Doesn't gossip from an unreachable node automatically make it reachable again?

on 2012-06-25 17:16 *

By Jonas Bonér

No, it has to be DOWNed and then reJOIN.

on 2012-06-25 17:51 *

By Peter Vlugter

Okay. So auto-down and auto-rejoin become much more important if the cluster wants to be resilient to transient network issues.

on 2012-06-26 02:16 *

By Patrik Nordwall

We talked about auto re-join yesterday, and decided to not implement that (now), see #2252.
If auto-down followed by a re-join does the same thing as a manual fresh re-boot would do I think it would be possible to safely implement auto re-join, but using re-join to try to heal network partitions (joining two clusters) is scary business.

on 2012-06-26 02:31 *

By Peter Vlugter

Yes, that's I wondered why unreachable nodes can't become reachable again, to allow transient network partitions.

on 2012-06-26 03:28 *

By Patrik Nordwall

I have only thinking in the terms that Jonas has said, that it must down and join again after becoming unreachable.
The failure detector has configurable acceptable-heartbeat-pause which will allow for short (configurable) transient network partitions.
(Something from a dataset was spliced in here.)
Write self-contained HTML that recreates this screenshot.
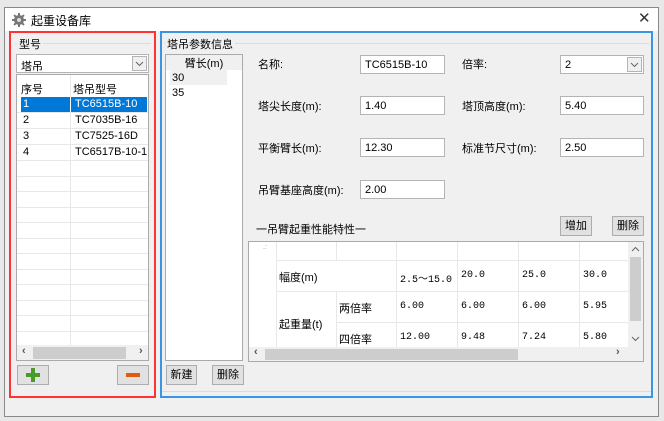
<!DOCTYPE html>
<html><head><meta charset="utf-8"><style>
*{box-sizing:border-box;margin:0;padding:0}
body{width:664px;height:421px;background:#e8e8e8;font-family:"Liberation Sans","Noto Sans CJK SC",sans-serif;font-size:11px;color:#000;position:relative;overflow:hidden}
.a{position:absolute}
.win{left:4px;top:7px;width:655px;height:410px;background:#f0f0f0;border:1px solid #888}
.title{left:5px;top:8px;width:653px;height:23px;background:#fff}
.inp{position:absolute;background:#fff;border:1px solid #b4b4b4;height:19px;padding:3px 0 0 4px;font-size:11px}
.btn{position:absolute;background:#e1e1e1;border:1px solid #adadad;height:20px;text-align:center;font-size:11px;line-height:18px}
.dd{position:absolute;right:1px;top:1px;width:15px;height:15px;border:1px solid #b4b4b4;background:#f0f0f0}
.hl{position:absolute;height:1px;background:#e8e8e8}
.vl{position:absolute;width:1px;background:#e8e8e8}
.m{font-family:"Liberation Mono","Noto Sans CJK SC",monospace;font-size:10px}
</style></head><body>
<div class="a win"></div>
<div class="a title"></div>
<svg class="a" style="left:12px;top:13px" width="14" height="14" viewBox="0 0 14 14"><g fill="#777"><circle cx="7" cy="7" r="5"/><rect x="6" y="0" width="2" height="14"/><rect x="0" y="6" width="14" height="2"/><rect x="6" y="0" width="2" height="14" transform="rotate(45 7 7)"/><rect x="6" y="0" width="2" height="14" transform="rotate(-45 7 7)"/></g><circle cx="7" cy="7" r="2" fill="#ddd"/></svg>
<div class="a" style="left:31px;top:12px;font-size:12px">起重设备库</div>
<div class="a" style="left:638px;top:9px;font-size:15px;color:#333">✕</div>

<div class="a" style="left:9px;top:31px;width:147px;height:367px;border:2px solid #f33"></div>
<div class="a" style="left:15px;top:43px;width:136px;height:1px;background:#dcdcdc"></div>
<div class="a" style="left:17px;top:36px;background:#f0f0f0;padding:0 2px">型号</div>
<div class="inp" style="left:16px;top:54px;width:133px;padding-top:3px">塔吊<div class="dd"><svg width="13" height="13" viewBox="0 0 13 13"><path d="M3 5l3.5 3.5L10 5" fill="none" stroke="#666"/></svg></div></div>
<div class="a" style="left:16px;top:74px;width:133px;height:287px;background:#fff;border:1px solid #aaa;overflow:hidden">
 <div class="vl" style="left:53px;top:0;height:270px"></div>
 <div class="a" style="left:4px;top:6px">序号</div><div class="a" style="left:56px;top:6px">塔吊型号</div>
 <div class="a" style="left:4px;top:22px;width:126px;height:15px;background:#0078d7"></div>
 <div class="a" style="left:53px;top:22px;width:1px;height:15px;background:#fff"></div>
 <div class="a" style="left:6px;top:23px;color:#fff">1</div><div class="a" style="left:58px;top:23px;color:#fff">TC6515B-10</div>
 <div class="a" style="left:6px;top:39px">2</div><div class="a" style="left:58px;top:39px">TC7035B-16</div>
 <div class="a" style="left:6px;top:55px">3</div><div class="a" style="left:58px;top:55px">TC7525-16D</div>
 <div class="a" style="left:6px;top:71px">4</div><div class="a" style="left:58px;top:71px">TC6517B-10-1</div>
 <div class="hl" style="left:0;width:133px;top:37px"></div><div class="hl" style="left:0;width:133px;top:53px"></div><div class="hl" style="left:0;width:133px;top:69px"></div><div class="hl" style="left:0;width:133px;top:85px"></div><div class="hl" style="left:0;width:133px;top:101px"></div><div class="hl" style="left:0;width:133px;top:116px"></div><div class="hl" style="left:0;width:133px;top:132px"></div><div class="hl" style="left:0;width:133px;top:147px"></div><div class="hl" style="left:0;width:133px;top:163px"></div><div class="hl" style="left:0;width:133px;top:178px"></div><div class="hl" style="left:0;width:133px;top:194px"></div><div class="hl" style="left:0;width:133px;top:209px"></div><div class="hl" style="left:0;width:133px;top:225px"></div><div class="hl" style="left:0;width:133px;top:240px"></div><div class="hl" style="left:0;width:133px;top:256px"></div>
 <div class="a" style="left:0;top:270px;width:131px;height:15px;background:#f0f0f0"></div>
 <div class="a" style="left:16px;top:272px;width:93px;height:12px;background:#cdcdcd"></div>
 <div class="a" style="left:5px;top:270px;color:#555;font-weight:bold">‹</div><div class="a" style="left:122px;top:270px;color:#555;font-weight:bold">›</div>
</div>
<div class="btn" style="left:17px;top:365px;width:32px"><svg width="14" height="14" style="margin-top:2px" viewBox="0 0 14 14"><path d="M5 0h4v5h5v4H9v5H5V9H0V5h5z" fill="#4a9a2a"/></svg></div>
<div class="btn" style="left:117px;top:365px;width:32px"><div style="margin:7px auto 0;width:14px;height:4px;background:#e05a10"></div></div>

<div class="a" style="left:160px;top:31px;width:493px;height:367px;border:2px solid #3a96e0"></div>
<div class="a" style="left:164px;top:43px;width:485px;height:1px;background:#dcdcdc"></div>
<div class="a" style="left:165px;top:36px;background:#f0f0f0;padding:0 2px">塔吊参数信息</div>
<div class="a" style="left:162px;top:391px;width:489px;height:1px;background:#dcdcdc"></div>
<div class="a" style="left:165px;top:54px;width:78px;height:307px;background:#fff;border:1px solid #aaa">
 <div class="a" style="left:0;top:0;width:76px;height:15px;background:#f0f0f0;text-align:center">臂长(m)</div>
 <div class="a" style="left:4px;top:15px;width:57px;height:15px;background:#f0f0f0"></div>
 <div class="a" style="left:6px;top:17px">30</div><div class="a" style="left:6px;top:32px">35</div>
</div>
<div class="btn" style="left:166px;top:365px;width:31px">新建</div>
<div class="btn" style="left:212px;top:365px;width:32px">删除</div>

<div class="a" style="left:258px;top:56px">名称:</div>
<div class="a" style="left:258px;top:98px">塔尖长度(m):</div>
<div class="a" style="left:258px;top:140px">平衡臂长(m):</div>
<div class="a" style="left:258px;top:182px">吊臂基座高度(m):</div>
<div class="inp" style="left:360px;top:55px;width:85px">TC6515B-10</div>
<div class="inp" style="left:360px;top:96px;width:85px">1.40</div>
<div class="inp" style="left:360px;top:138px;width:85px">12.30</div>
<div class="inp" style="left:360px;top:180px;width:85px">2.00</div>
<div class="a" style="left:462px;top:56px">倍率:</div>
<div class="a" style="left:462px;top:98px">塔顶高度(m):</div>
<div class="a" style="left:462px;top:140px">标准节尺寸(m):</div>
<div class="inp" style="left:560px;top:55px;width:84px">2<div class="dd"><svg width="13" height="13" viewBox="0 0 13 13"><path d="M3 5l3.5 3.5L10 5" fill="none" stroke="#666"/></svg></div></div>
<div class="inp" style="left:560px;top:96px;width:84px">5.40</div>
<div class="inp" style="left:560px;top:138px;width:84px">2.50</div>

<div class="a" style="left:256px;top:221px">一吊臂起重性能特性一</div>
<div class="btn" style="left:560px;top:216px;width:32px">增加</div>
<div class="btn" style="left:612px;top:216px;width:32px">删除</div>

<div class="a" style="left:248px;top:241px;width:396px;height:121px;background:#fff;border:1px solid #aaa;overflow:hidden">
 <div class="a" style="left:14px;top:2px;font-size:7px;color:#999">.:</div>
 <div class="hl" style="left:27px;width:352px;top:18px"></div>
 <div class="hl" style="left:27px;width:352px;top:49px"></div>
 <div class="hl" style="left:87px;width:292px;top:80px"></div>
 <div class="vl" style="left:27px;top:0;height:105px"></div>
 <div class="vl" style="left:87px;top:0;height:18px"></div><div class="vl" style="left:87px;top:49px;height:56px"></div>
 <div class="vl" style="left:147px;top:0;height:105px"></div><div class="vl" style="left:208px;top:0;height:105px"></div><div class="vl" style="left:269px;top:0;height:105px"></div><div class="vl" style="left:330px;top:0;height:105px"></div>
 <div class="a" style="left:30px;top:27px">幅度(m)</div>
 <div class="a" style="left:30px;top:74px">起重量(t)</div>
 <div class="a" style="left:90px;top:58px">两倍率</div><div class="a" style="left:90px;top:89px">四倍率</div>
 <div class="a m" style="left:151px;top:28px">2.5～15.0</div><div class="a m" style="left:212px;top:28px">20.0</div><div class="a m" style="left:273px;top:28px">25.0</div><div class="a m" style="left:334px;top:28px">30.0</div>
 <div class="a m" style="left:151px;top:59px">6.00</div><div class="a m" style="left:212px;top:59px">6.00</div><div class="a m" style="left:273px;top:59px">6.00</div><div class="a m" style="left:334px;top:59px">5.95</div>
 <div class="a m" style="left:151px;top:90px">12.00</div><div class="a m" style="left:212px;top:90px">9.48</div><div class="a m" style="left:273px;top:90px">7.24</div><div class="a m" style="left:334px;top:90px">5.80</div>
 <div class="a" style="left:379px;top:0;width:15px;height:105px;background:#f0f0f0"></div>
 <div class="a" style="left:381px;top:15px;width:11px;height:64px;background:#cdcdcd"></div>
 <svg class="a" style="left:380px;top:2px" width="13" height="10" viewBox="0 0 13 10"><path d="M3 7l3.5-3.5L10 7" fill="none" stroke="#666"/></svg>
 <svg class="a" style="left:380px;top:92px" width="13" height="10" viewBox="0 0 13 10"><path d="M3 3l3.5 3.5L10 3" fill="none" stroke="#666"/></svg>
 <div class="a" style="left:0;top:105px;width:394px;height:14px;background:#f0f0f0"></div>
 <div class="a" style="left:16px;top:107px;width:253px;height:11px;background:#cdcdcd"></div>
 <div class="a" style="left:5px;top:104px;color:#555;font-weight:bold">‹</div><div class="a" style="left:367px;top:104px;color:#555;font-weight:bold">›</div>
</div>
</body></html>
I wonder what consequences it would have if we continue to send heartbeat to unreachable and that we do the reverse reapUnreachableMembers to detect that an unreachable has become available again (move it from unreachable to members).

on 2012-06-26 04:10 *

By Jonas Bonér

I might be overly precocious. I just think that it sounds scary to just let an unreachable node continue as nothing have happened. It might have been down for minutes/hours and the world have moved on. If we allow just continuing then we need to have a timeout window of some sort. The idea was, as Patrik says, to allow the 'acceptable-heartbeat-pause' window to allow transient network partitions. But I am not 100 % sure what is best. WDYT?

on 2012-06-26 04:33 *

By Jonas Bonér

So my point is:
1. To allow this we need to have a timeout window (in Terracotta we had this and the default was 1 minute).
2. We already have this timeout window in the 'acceptable-heartbeat-pause' FD option that is there just to allow transient network partitions
3. So, what is the difference in practice? Is it not better to just have a single knob to turn?

on 2012-06-26 04:37 *

By Patrik Nordwall

I agree. Let's start like that.
For reference, I created a new ticket for auto-restart, see #2273.

on 2012-06-26 17:24 *

By Peter Vlugter

Having any unreachable nodes stops the (cluster) world from moving on. Prevents convergence, so no membership or actor partitioning changes are possible. The down action allows the world to move on, and a downed node always goes back through the joining process for this reason. But maybe we just no longer have the original unreachable/down distinction? If a node gets marked unreachable by the failure detector, then it's always on a path to down.

on 2012-06-27 03:52 *

By Patrik Nordwall

I think the distinction is still valid when using manual admin (auto-down=off). Then it is good that unreachable prevents convergence, so leader actions are not performed until human has decided what to do.

on 2012-06-27 04:58 *

By Peter Vlugter

Yes, the distinction is important. Getting back to the beginning of this conversation: if auto-down is off then it could be useful to have an unreachable node that starts to gossip become reachable again. While unreachable the cluster won't change through leader actions, and this allows transient network failures to correct without user intervention. There's probably a big gap for me between thinking about it last year, and changes since, so don't worry if things are different now.

on 2012-06-27 10:28 *

By Jonas Bonér

Status changed from Fixed to New

Yep. I agree. That could work. But then I still think it should be a timeout that cuts a line. Reopening ticket until we have discussed this and reached a conclusion.

on 2012-07-03 09:51 *

By Patrik Nordwall

Status changed from New to Fixed

Discussed again, we rely on acceptable-heartbeat-pause for transient network failures. We can investigate if manual operation of moving unreachable back again is possible.